Aguardemos a publicação
dos estatutos definitivos da Administração apostólica, que ainda não foram
comunicados aos interessados. Lido na véspera do dia 18 de janeiro aos padres
de Campos, o texto retornou a Roma para ser melhorado. Faltava uma palavra,
apenas a missa e o breviário tradicional estavam previstos, faltavam os
sacramentos.
Quanto à nomeação do bispo da Administração, é regida pelo direito comum.
Para a nomeação dos bispos diocesanos, o Vaticano não é obrigado a escolher
um padre da diocese. Para uma administração que conta com 25 padres,
compreende-se facilmente que Roma não queira obrigar-se a tal limitação. Se o
sucessor imediato de Dom Licínio Rangel for ainda escolhido entre os membros da
União Sacerdotal São João Maria Vianney, o que não é certo, será apenas
por um ato de "misericórdia" especial e diplomática. Deve-se notar
também que os limites territoriais desta Administração apostólica pessoal são
muito restritos: a diocese de Campos. Assim a reintegração na diocese, coisa já
anunciada por Mgr. Perl, não será difícil.
Confessamos não
compreender como, na situação em que vivemos, Campos se tenha lançado tão
levianamente nesta aventura sem tomar ou pedir nenhuma medida de proteção.
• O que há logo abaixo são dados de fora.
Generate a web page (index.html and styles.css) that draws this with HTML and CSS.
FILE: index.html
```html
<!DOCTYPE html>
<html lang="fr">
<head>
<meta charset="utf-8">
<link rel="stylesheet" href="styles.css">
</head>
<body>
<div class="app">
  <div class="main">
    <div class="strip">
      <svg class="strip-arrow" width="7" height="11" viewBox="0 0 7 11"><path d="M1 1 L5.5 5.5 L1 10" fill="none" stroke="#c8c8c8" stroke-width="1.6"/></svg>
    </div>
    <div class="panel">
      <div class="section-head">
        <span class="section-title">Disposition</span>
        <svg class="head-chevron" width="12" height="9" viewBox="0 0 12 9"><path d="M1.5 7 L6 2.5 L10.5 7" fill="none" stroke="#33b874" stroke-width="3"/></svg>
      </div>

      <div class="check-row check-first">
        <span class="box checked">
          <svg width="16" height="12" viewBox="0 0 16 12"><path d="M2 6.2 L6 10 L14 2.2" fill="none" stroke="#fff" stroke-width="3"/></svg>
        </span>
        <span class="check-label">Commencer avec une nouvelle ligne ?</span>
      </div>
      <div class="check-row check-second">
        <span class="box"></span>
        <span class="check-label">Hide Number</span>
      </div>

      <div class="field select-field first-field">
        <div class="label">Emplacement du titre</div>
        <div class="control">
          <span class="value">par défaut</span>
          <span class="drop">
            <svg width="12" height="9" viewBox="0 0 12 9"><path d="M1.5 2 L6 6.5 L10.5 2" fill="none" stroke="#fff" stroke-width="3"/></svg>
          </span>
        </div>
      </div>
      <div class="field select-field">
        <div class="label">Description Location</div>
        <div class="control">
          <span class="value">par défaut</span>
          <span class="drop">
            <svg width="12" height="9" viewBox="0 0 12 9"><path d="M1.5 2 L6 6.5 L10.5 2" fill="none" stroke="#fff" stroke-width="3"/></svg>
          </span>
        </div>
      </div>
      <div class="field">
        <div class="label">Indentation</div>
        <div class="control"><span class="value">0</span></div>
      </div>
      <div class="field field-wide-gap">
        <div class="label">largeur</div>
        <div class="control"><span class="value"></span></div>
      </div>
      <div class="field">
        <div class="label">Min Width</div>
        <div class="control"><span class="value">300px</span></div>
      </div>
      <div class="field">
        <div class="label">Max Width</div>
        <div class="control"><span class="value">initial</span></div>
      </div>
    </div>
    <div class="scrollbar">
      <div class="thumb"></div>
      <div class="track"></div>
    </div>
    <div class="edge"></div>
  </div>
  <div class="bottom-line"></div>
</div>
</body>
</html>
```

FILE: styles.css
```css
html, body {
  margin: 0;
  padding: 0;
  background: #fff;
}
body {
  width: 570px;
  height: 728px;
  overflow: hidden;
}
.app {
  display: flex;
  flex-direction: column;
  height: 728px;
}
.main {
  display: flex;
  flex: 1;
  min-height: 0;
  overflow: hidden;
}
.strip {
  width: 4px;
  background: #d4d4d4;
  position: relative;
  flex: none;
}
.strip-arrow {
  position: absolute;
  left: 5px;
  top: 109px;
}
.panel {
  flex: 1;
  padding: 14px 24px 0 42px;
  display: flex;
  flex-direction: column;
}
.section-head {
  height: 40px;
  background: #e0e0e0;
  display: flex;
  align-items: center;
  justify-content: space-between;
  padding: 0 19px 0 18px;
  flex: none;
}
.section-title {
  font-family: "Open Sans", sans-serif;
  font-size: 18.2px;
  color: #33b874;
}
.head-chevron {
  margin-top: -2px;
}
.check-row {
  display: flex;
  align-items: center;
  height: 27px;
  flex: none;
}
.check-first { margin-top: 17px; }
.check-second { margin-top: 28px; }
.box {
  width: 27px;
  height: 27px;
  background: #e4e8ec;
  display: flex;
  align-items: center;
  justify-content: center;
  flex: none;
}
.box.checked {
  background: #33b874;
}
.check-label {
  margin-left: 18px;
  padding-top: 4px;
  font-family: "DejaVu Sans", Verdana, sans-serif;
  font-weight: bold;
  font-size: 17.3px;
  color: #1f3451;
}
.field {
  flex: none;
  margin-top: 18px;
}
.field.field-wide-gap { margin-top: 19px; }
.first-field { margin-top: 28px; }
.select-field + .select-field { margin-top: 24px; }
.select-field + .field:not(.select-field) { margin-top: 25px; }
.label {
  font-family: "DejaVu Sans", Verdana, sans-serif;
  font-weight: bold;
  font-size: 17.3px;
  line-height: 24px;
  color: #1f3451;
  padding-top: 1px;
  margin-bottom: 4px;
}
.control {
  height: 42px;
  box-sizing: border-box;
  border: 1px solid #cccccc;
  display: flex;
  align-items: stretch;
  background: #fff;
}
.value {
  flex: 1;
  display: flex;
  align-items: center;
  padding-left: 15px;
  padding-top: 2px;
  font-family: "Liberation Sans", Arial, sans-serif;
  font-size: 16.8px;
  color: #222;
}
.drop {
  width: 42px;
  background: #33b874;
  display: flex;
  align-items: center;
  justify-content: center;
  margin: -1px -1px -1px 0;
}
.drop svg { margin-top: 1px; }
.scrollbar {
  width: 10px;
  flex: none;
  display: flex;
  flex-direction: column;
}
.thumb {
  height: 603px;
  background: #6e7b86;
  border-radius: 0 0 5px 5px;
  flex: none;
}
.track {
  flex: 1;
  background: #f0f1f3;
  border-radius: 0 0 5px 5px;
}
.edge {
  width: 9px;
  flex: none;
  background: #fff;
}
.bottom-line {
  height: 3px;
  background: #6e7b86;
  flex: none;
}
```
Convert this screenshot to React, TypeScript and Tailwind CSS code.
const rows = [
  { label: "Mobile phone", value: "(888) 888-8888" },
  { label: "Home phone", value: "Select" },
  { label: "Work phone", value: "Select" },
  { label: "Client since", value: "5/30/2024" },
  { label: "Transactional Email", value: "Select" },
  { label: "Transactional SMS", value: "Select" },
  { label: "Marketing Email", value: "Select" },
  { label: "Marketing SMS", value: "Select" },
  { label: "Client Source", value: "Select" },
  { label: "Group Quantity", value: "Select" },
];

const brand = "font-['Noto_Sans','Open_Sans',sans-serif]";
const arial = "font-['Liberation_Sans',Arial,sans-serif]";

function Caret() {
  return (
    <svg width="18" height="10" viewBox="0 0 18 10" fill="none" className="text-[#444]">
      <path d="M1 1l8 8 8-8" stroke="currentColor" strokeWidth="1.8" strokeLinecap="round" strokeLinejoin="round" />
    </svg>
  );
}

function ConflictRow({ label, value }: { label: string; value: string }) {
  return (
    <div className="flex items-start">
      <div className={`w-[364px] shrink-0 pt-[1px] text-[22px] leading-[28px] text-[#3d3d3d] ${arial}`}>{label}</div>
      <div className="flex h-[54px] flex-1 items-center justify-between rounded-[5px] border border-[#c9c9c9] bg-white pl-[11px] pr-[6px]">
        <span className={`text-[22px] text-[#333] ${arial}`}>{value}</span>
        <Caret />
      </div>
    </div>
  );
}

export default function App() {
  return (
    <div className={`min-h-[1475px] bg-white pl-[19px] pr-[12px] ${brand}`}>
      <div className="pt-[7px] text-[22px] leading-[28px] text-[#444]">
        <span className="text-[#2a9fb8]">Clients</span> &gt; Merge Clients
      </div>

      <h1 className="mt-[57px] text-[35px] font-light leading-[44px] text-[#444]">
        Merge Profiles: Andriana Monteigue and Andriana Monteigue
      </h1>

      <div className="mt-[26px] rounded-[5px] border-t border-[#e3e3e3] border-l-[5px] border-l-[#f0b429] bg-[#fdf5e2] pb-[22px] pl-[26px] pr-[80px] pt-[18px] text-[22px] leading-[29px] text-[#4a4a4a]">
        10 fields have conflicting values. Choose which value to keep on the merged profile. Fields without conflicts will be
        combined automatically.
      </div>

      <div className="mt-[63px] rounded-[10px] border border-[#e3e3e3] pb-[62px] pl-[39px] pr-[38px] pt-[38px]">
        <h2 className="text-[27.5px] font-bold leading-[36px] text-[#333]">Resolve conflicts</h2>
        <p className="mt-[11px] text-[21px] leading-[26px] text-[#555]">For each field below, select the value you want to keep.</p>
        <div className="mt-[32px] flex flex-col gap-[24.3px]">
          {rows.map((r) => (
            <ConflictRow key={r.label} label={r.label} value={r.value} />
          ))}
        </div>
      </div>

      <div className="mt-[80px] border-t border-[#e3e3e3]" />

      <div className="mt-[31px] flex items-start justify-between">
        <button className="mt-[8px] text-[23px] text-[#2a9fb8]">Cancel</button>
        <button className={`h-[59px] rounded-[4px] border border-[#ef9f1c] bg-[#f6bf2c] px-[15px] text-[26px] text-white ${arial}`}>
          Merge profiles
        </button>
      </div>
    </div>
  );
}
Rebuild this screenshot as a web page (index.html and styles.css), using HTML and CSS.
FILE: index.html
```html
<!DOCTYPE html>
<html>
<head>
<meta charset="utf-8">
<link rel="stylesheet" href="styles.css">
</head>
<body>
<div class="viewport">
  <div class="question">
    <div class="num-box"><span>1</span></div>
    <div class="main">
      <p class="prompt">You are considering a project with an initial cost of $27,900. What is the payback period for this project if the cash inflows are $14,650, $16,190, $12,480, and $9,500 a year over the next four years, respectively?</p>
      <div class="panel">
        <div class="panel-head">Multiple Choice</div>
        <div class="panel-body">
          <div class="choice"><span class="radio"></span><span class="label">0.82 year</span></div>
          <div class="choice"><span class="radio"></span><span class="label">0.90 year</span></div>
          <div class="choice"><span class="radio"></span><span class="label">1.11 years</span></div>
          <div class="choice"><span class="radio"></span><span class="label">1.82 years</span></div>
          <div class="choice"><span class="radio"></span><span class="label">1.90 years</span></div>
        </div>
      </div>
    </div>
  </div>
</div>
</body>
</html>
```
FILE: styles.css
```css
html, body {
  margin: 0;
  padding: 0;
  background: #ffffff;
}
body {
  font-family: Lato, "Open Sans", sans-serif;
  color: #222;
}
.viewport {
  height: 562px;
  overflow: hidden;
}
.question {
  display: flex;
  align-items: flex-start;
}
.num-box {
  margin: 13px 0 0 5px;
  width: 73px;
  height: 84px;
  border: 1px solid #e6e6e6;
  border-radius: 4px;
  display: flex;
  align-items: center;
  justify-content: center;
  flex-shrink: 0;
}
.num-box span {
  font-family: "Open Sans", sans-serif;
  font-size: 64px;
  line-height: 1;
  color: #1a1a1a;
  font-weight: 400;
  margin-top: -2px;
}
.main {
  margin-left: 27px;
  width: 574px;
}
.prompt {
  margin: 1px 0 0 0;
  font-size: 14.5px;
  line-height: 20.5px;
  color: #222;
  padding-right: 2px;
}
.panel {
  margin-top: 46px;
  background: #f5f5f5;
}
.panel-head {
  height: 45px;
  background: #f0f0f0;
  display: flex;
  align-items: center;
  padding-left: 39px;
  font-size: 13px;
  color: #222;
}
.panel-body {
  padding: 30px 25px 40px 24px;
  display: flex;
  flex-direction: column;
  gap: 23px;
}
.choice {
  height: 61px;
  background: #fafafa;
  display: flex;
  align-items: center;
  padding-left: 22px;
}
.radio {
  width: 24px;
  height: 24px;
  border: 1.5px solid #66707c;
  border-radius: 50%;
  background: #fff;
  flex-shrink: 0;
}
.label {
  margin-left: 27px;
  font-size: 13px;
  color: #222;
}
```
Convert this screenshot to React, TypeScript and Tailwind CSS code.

Podem-se elogiar as vantagens obtidas pela nova estrutura canônica, o direito
à Missa Tridentina, por exemplo, e a um bispo tradicional também, mas o fato
de que, no papel, nada de substancial tenha sido concedido? A fragilidade da
Administração, por um lado, e a estabilidade da linha reformadora do Vaticano,
por outro lado, são argumentos suficientes para prever a queda de Campos apesar
de todas as declarações das suas melhores intenções. Além disso, deve-se
distinguir bem entre uma falta contra a própria virtude de fé e uma falta na
confissão pública da fé, que é necessária em certas circunstâncias, como
bem lembrou Mgr. de Castro Mayer no dia das sagrações. Ora, uma prevaricação
como a de Assis reclama esta confissão pública... que nós não ouvimos vinda
de Campos.
A situação só voltaria a ter interesse particular para nós se, subitamente, Campos retomasse a resistência e chegasse a enfrentar a Roma modernista.